Accessibility was an important consideration when planning the new building: providing a wheelchair-accessible entrance to the building and to the exhibition rooms, making sure media stations and pulpit viewing cases were at a wheelchair-accessible height – these aspects were integrated into the plan from the beginning. We have a diverse and constantly expanding list of inclusive events for disabled visitors: accessibility is not a state, it’s a process that, in the end, benefits all visitors.
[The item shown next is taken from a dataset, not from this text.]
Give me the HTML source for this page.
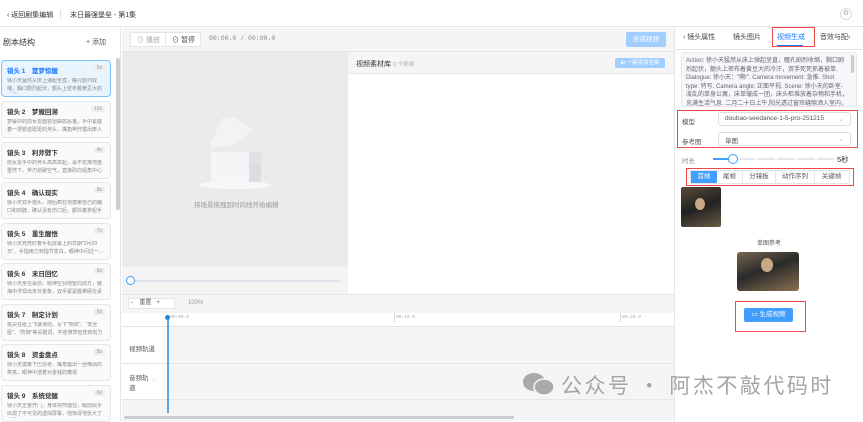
<!DOCTYPE html><html><head><meta charset="utf-8"><style>
*{box-sizing:border-box;margin:0;padding:0}
body{width:863px;height:421px;overflow:hidden;position:relative;background:#fff;font-family:"Liberation Sans","Noto Sans CJK SC",sans-serif;color:#333;font-size:7px}
.a{position:absolute}
.card{position:absolute;left:1px;width:110px;height:37px;border:1px solid #e6e6e6;border-radius:4px;background:#fafafa;padding:4px 5px}
.card b{font-size:6.5px;color:#333;display:block}
.card .d{position:absolute;right:5px;top:4px;background:#eee;color:#999;font-size:5px;padding:0 3px;border-radius:2px}
.card p{font-size:5px;color:#888;line-height:7.5px;margin-top:3px;height:15px;overflow:hidden}
.red{position:absolute;border:1.5px solid #e84a4a}
.sel{position:absolute;left:718px;width:133px;height:14px;border:1px solid #ddd;border-radius:3px;font-size:6.5px;color:#555;padding:2px 6px}
</style></head><body>
<div class="a" style="left:0;top:0;width:863px;height:27px;border-bottom:1px solid #e5e5e5"></div>
<div class="a" style="left:7px;top:10px;font-size:7px">‹ 返回剧集编辑</div>
<div class="a" style="left:60px;top:10px;width:1px;height:9px;background:#ddd"></div>
<div class="a" style="left:70px;top:10px;font-size:7px">末日最强堡垒 - 第1集</div>
<div class="a" style="left:840px;top:8px;width:12px;height:12px;border:1px solid #ddd;border-radius:50%;color:#aaa;font-size:7px;text-align:center;line-height:10px">⚙</div>
<!-- left -->
<div class="a" style="left:0;top:28px;width:121px;height:393px;border-right:1px solid #e5e5e5"></div>
<div class="a" style="left:3px;top:37px;font-size:8px;color:#333">剧本结构</div>
<div class="a" style="left:86px;top:37px;font-size:7px;color:#555">+ 添加</div>
<div class="a" style="left:116px;top:58px;width:4px;height:152px;background:#ccc;border-radius:2px"></div>
<div class="card" style="top:60px;background:#e8f4fe;border-color:#7ec0f8"><b style="color:#1677ff">镜头 1　噩梦惊醒</b><span class="d">5s</span><p>徐小天猛然从床上弹起坐直，瞳孔剧烈收缩，胸口剧烈起伏，额头上密布着黄豆大的冷汗…</p></div>
<div class="card" style="top:101px"><b>镜头 2　梦魇回溯</b><span class="d">10s</span><p>梦魇中的前女友面容扭曲如恶鬼，手中紧握着一把锈迹斑斑的斧头，嘴角咧开露出瘆人的…</p></div>
<div class="card" style="top:142px"><b>镜头 3　利斧劈下</b><span class="d">4s</span><p>前女友手中的斧头高高举起，毫不犹豫地重重劈下，斧刃划破空气，直接砍向视角中心（…</p></div>
<div class="card" style="top:182px"><b>镜头 4　确认现实</b><span class="d">8s</span><p>徐小天双手抱头，随后疯狂地摸索自己的胸口和劲脖，确认没有伤口后，颤抖着拿起手机…</p></div>
<div class="card" style="top:223px"><b>镜头 5　重生醒悟</b><span class="d">7s</span><p>徐小天死死盯着手机屏幕上的日期"2月20日"，手指用力到指节发白，眼神中闪过一…</p></div>
<div class="card" style="top:263px"><b>镜头 6　末日回忆</b><span class="d">9s</span><p>徐小天坐在桌前，眼神空洞地望向前方，脑海中浮现出末日景象，双手紧紧握拳砸在桌面上</p></div>
<div class="card" style="top:304px"><b>镜头 7　制定计划</b><span class="d">6s</span><p>笔尖在纸上飞速滑动，写下"物资"、"安全屋"、"防御"等关键词，字迹潦草但苍劲有力</p></div>
<div class="card" style="top:344px"><b>镜头 8　资金盘点</b><span class="d">8s</span><p>徐小天摸着下巴思考，嘴角露出一丝嘲讽的笑意，眼神中透着对金钱的蔑视</p></div>
<div class="card" style="top:385px"><b>镜头 9　系统觉醒</b><span class="d">6s</span><p>徐小天正要开门，身体突然僵住，眼前似乎出现了不可见的虚拟屏幕，他惊讶地张大了嘴巴</p></div>
<!-- toolbar -->
<div class="a" style="left:122px;top:28px;width:552px;height:24px;background:#f5f5f5;border-bottom:1px solid #e5e5e5"></div>
<div class="a" style="left:130px;top:32px;width:71px;height:15px;border:1px solid #e5e5e5;background:#fff;border-radius:2px"></div>
<div class="a" style="left:165px;top:32px;width:1px;height:15px;background:#e5e5e5"></div>
<div class="a" style="left:137px;top:35px;font-size:7px;color:#aaa">⊙ 播放</div>
<div class="a" style="left:172px;top:35px;font-size:7px;color:#444">⊙ 暂停</div>
<div class="a" style="left:209px;top:35px;font-size:6.5px;color:#888;font-family:'Liberation Mono',monospace">00:00.0 / 00:00.0</div>
<div class="a" style="left:626px;top:32px;width:40px;height:15px;background:#a0cfff;border-radius:2px;color:#fff;font-size:6.5px;text-align:center;line-height:15px">合成视频</div>
<!-- canvas -->
<div class="a" style="left:122px;top:52px;width:226px;height:215px;background:#ebebeb"></div>
<div class="a" style="left:122px;top:267px;width:226px;height:27px;background:#f4f4f4"></div>
<div class="a" style="left:130px;top:280px;width:210px;height:2px;background:#dde3ea"></div>
<div class="a" style="left:126px;top:276px;width:9px;height:9px;border:1.5px solid #409eff;border-radius:50%;background:#fff"></div>
<svg class="a" style="left:195px;top:115px" width="80" height="80" viewBox="0 0 80 80"><ellipse cx="40" cy="70" rx="36" ry="4" fill="#f7f7f9"/><polygon points="14,33 27,3 40,3 58,15 40,30" fill="#f3f3f5"/><polygon points="16,37 54,37 54,67 16,67" fill="#f5f5f7"/><polygon points="54,37 68,37 66,48 54,48" fill="#e2e2e6"/><polygon points="54,48 66,48 66,67 54,67" fill="#dcdce2"/></svg>
<div class="a" style="left:194px;top:199px;font-size:6.5px;color:#999">将场景拖拽到时间线开始编辑</div>
<!-- library -->
<div class="a" style="left:348px;top:52px;width:326px;height:22px;background:#f5f5f5;border-bottom:1px solid #e5e5e5"></div>
<div class="a" style="left:356px;top:59px;font-size:7px;color:#333">视频素材库 <span style="font-size:5.5px;color:#aaa">0 个视频</span></div>
<div class="a" style="left:615px;top:58px;width:50px;height:10px;background:#a0cfff;border-radius:2px;color:#fff;font-size:5.5px;text-align:center;line-height:10px">⊞ 一键添加全部</div>
<!-- timeline -->
<div class="a" style="left:122px;top:294px;width:552px;height:127px;background:#f5f5f5;border-top:1px solid #e5e5e5"></div>
<div class="a" style="left:128px;top:298px;width:47px;height:11px;border:1px solid #e5e5e5;background:#fff;font-size:6px;color:#555;line-height:9px">&nbsp;-&nbsp;&nbsp;&nbsp;&nbsp;重置&nbsp;&nbsp;&nbsp;+</div>
<div class="a" style="left:188px;top:300px;font-size:6px;color:#999">100%</div>
<div class="a" style="left:122px;top:313px;width:552px;height:14px;background:#fff;border-bottom:1px solid #e5e5e5"></div>
<div class="a" style="left:170px;top:315px;font-size:4.5px;color:#aaa;font-family:'Liberation Mono',monospace">00:00.0</div>
<div class="a" style="left:394px;top:313px;width:1px;height:9px;background:#ddd"></div><div class="a" style="left:396px;top:315px;font-size:4.5px;color:#aaa;font-family:'Liberation Mono',monospace">00:10.0</div>
<div class="a" style="left:620px;top:313px;width:1px;height:9px;background:#ddd"></div><div class="a" style="left:622px;top:315px;font-size:4.5px;color:#aaa;font-family:'Liberation Mono',monospace">00:20.0</div>
<div class="a" style="left:122px;top:327px;width:45px;height:72px;background:#fff"></div>
<div class="a" style="left:122px;top:363px;width:552px;height:1px;background:#e5e5e5"></div>
<div class="a" style="left:122px;top:399px;width:552px;height:1px;background:#e5e5e5"></div>
<div class="a" style="left:129px;top:343px;font-size:6.5px;color:#555">视频轨道</div>
<div class="a" style="left:129px;top:374px;font-size:6.5px;color:#555;line-height:10px">音频轨<br>道</div>
<div class="a" style="left:152px;top:378px;font-size:6px;color:#aaa">∩</div>
<div class="a" style="left:167px;top:317px;width:1.5px;height:96px;background:#5aa9e6"></div>
<div class="a" style="left:165px;top:315px;width:5px;height:5px;border-radius:50%;background:#1e88e5"></div>
<div class="a" style="left:124px;top:416px;width:390px;height:3px;background:#ccc;border-radius:2px"></div>
<!-- right panel -->
<div class="a" style="left:674px;top:28px;width:1px;height:393px;background:#e5e5e5"></div>
<div class="a" style="left:675px;top:49px;width:188px;height:1px;background:#e5e5e5"></div>
<div class="a" style="left:683px;top:32px;font-size:7px;color:#444">‹ 镜头属性</div>
<div class="a" style="left:733px;top:32px;font-size:7px;color:#444">镜头图片</div>
<div class="a" style="left:777px;top:32px;font-size:7px;color:#1677ff">视频生成</div>
<div class="a" style="left:777px;top:45px;width:26px;height:1.5px;background:#1677ff"></div>
<div class="a" style="left:820px;top:32px;font-size:7px;color:#444">音效与配›</div>
<div class="red" style="left:772px;top:27px;width:43px;height:20px"></div>
<div class="a" style="left:681px;top:52px;width:176px;height:55px;background:#f5f7fa;border:1px solid #e8e8e8;border-radius:3px;padding:4px 8px 0 4px;font-size:6px;line-height:8.6px;color:#666;overflow:hidden">Action: 徐小天猛然从床上弹起坐直，瞳孔剧烈收缩，胸口剧烈起伏，额头上密布着黄豆大的冷汗，双手死死抓着被单. Dialogue: 徐小天："啊!". Camera movement: 急推. Shot type: 特写. Camera angle: 正面平视. Scene: 徐小天的卧室-凌乱的单身公寓，床单皱成一团，床头柜堆放着杂物和手机，充满生活气息. 二月二十日上午,阳光透过窗帘缝隙洒入室内，空气中漂浮着细微尘</div>
<div class="a" style="left:851px;top:55px;width:3px;height:18px;background:#ccc;border-radius:2px"></div>
<div class="red" style="left:677px;top:110px;width:181px;height:38px"></div>
<div class="a" style="left:682px;top:116px;font-size:6.5px;color:#555">模型</div>
<div class="sel" style="top:112px">doubao-seedance-1-5-pro-251215<span style="float:right;color:#bbb">⌄</span></div>
<div class="a" style="left:682px;top:136px;font-size:6.5px;color:#555">参考图</div>
<div class="sel" style="top:132px">单图<span style="float:right;color:#bbb">⌄</span></div>
<div class="a" style="left:682px;top:155px;font-size:6.5px;color:#888">时长</div>
<div class="a" style="left:713px;top:158px;width:20px;height:2px;background:#409eff"></div>
<div class="a" style="left:737px;top:158px;width:97px;height:2px;background:repeating-linear-gradient(90deg,#e4e7ed 0 18px,transparent 18px 20px)"></div>
<div class="a" style="left:728px;top:154px;width:10px;height:10px;border:1.5px solid #409eff;border-radius:50%;background:#fff"></div>
<div class="a" style="left:837px;top:154px;font-size:7.5px;color:#333">5秒</div>
<div class="red" style="left:686px;top:168px;width:168px;height:18px"></div>
<div class="a" style="left:690px;top:170px;width:160px;height:14px;border:1px solid #e5e5e5;font-size:6.5px;color:#555;display:flex">
<span style="width:26px;background:#409eff;color:#fff;text-align:center;line-height:12px">首帧</span><span style="width:26px;text-align:center;line-height:12px;border-right:1px solid #e5e5e5">尾帧</span><span style="width:33px;text-align:center;line-height:12px;border-right:1px solid #e5e5e5">分镜板</span><span style="width:39px;text-align:center;line-height:12px;border-right:1px solid #e5e5e5">动作序列</span><span style="width:33px;text-align:center;line-height:12px">关键帧</span></div>
<div class="a" style="left:681px;top:187px;width:40px;height:40px;background:linear-gradient(160deg,#5a4a3a,#222 50%,#6b5a42);border-radius:2px"></div>
<div class="a" style="left:695px;top:198px;width:10px;height:12px;background:#c9a886;border-radius:50%"></div>
<div class="a" style="left:757px;top:238px;font-size:6px;color:#555">单图参考</div>
<div class="a" style="left:737px;top:252px;width:62px;height:39px;background:linear-gradient(160deg,#7a6550,#2a2a2a 45%,#8a7050);border-radius:3px"></div>
<div class="a" style="left:761px;top:258px;width:12px;height:14px;background:#c9a886;border-radius:50%"></div>
<div class="red" style="left:735px;top:301px;width:71px;height:31px"></div>
<div class="a" style="left:744px;top:308px;width:49px;height:14px;background:#409eff;border-radius:2px;color:#fff;font-size:6.5px;text-align:center;line-height:14px">▭ 生成视频</div>
<!-- watermark -->
<svg class="a" style="left:522px;top:372px" width="34" height="24" viewBox="0 0 34 24"><ellipse cx="12" cy="10" rx="11" ry="9" fill="#aaa"/><ellipse cx="22" cy="15" rx="10" ry="8" fill="#aaa" stroke="#f5f5f5" stroke-width="1.5"/></svg>
<div class="a" style="left:561px;top:370px;font-size:21px;color:#a4a4a4;letter-spacing:2.5px;font-family:'Noto Sans CJK SC',sans-serif">公众号 · 阿杰不敲代码时</div>
</body></html>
The complete skeleton from the mummy of an ox is on display in a small side room. It was gifted to the Bavarian Academy of Science in 1846. Because “Memphis” was given as its place of origin, it was first identified as an Apis bull; however, this was refuted by a scientific investigation in the 1980s. The documentation on the walls provides additional information on the Serapeum and the sacred bulls buried there.
Thanks to the wonders of modern technology, the Media Station’s three oversized screens offer a lot of information from all areas of Egyptian culture on the subjects of the “Provenance”, “Uses” and “Production” for the different materials. Like the exhibition itself, this interactive experience is sorted according to the different materials: clay, faience, stone, metal, wood and other organic materials.
The immutable nature of gold fuelled the belief that it was the material of the flesh of the gods. In order to guarantee that mortals – especially the King – would remain unchanged for eternity, coffins and other funerary equipment were made out of gold or gilded. Since silver needed to be imported from the Near East and the Aegean, it was originally (in the Old Kingdom) considered more precious than gold. Later, gold became more valuable, with a ratio of 2:1 in the New Kingdom and 10:1 in the Ptolemaic Period.
During the Pharaonic Period, Egypt was relatively barren of timber, meaning that wood was often re-used and statues and coffins pegged together out of many smaller pieces. Wooden objects were precious and reserved for the upper class. Trees, such as sycamores, tamarisks, acacias and various palm trees, mostly grew in gardens. Additionally, woods such as cedar from the Lebanon or ebony from Central Africa were imported in large quantities. The greatest demand for wood came from shipwrights. In construction, wood was used for individual pieces such as columns or architraves in private houses or for shrines and baldachins.
Unlike the individual presentation of the masterpiece objects on the outside of the exhibition block, the inside banks on numbers: some 700 objects in large, open exhibition cases, sorted according to material (clay, faience, stone, metal and organic materials such as wood and papyrus) illustrate their variety. Different types of objects show the uses they were put to, while unfinished pieces and tools describe the work process in creating them.
Three wall cases on one side of the room contain examples of faience and painted wall decoration. Tiles from the underground galleries of the Pyramid of Djoser in Sakkara imitate reed mats in a more durable material; preliminary sketches for a painting from the walls of a Theban tomb provide insight into the work process. Between them, foundation ceremonies, with their succession of rituals, are explained and foundation deposits from different periods can be seen.
Tall exhibition cases are arranged around the centre of the room to provide an enclosed space. On the outside, individual displays reminiscent of jewellers’ showcases highlight 20 masterpieces from all types of material, among them quite famous pieces such as the glass chalice of Thutmosis III., the gold signet ring of Ramses II., the small faience hippopotami of the Middle Kingdom, a curved sword with gold inlays and the head of red jasper, an acquisition of the Friends of the Museum.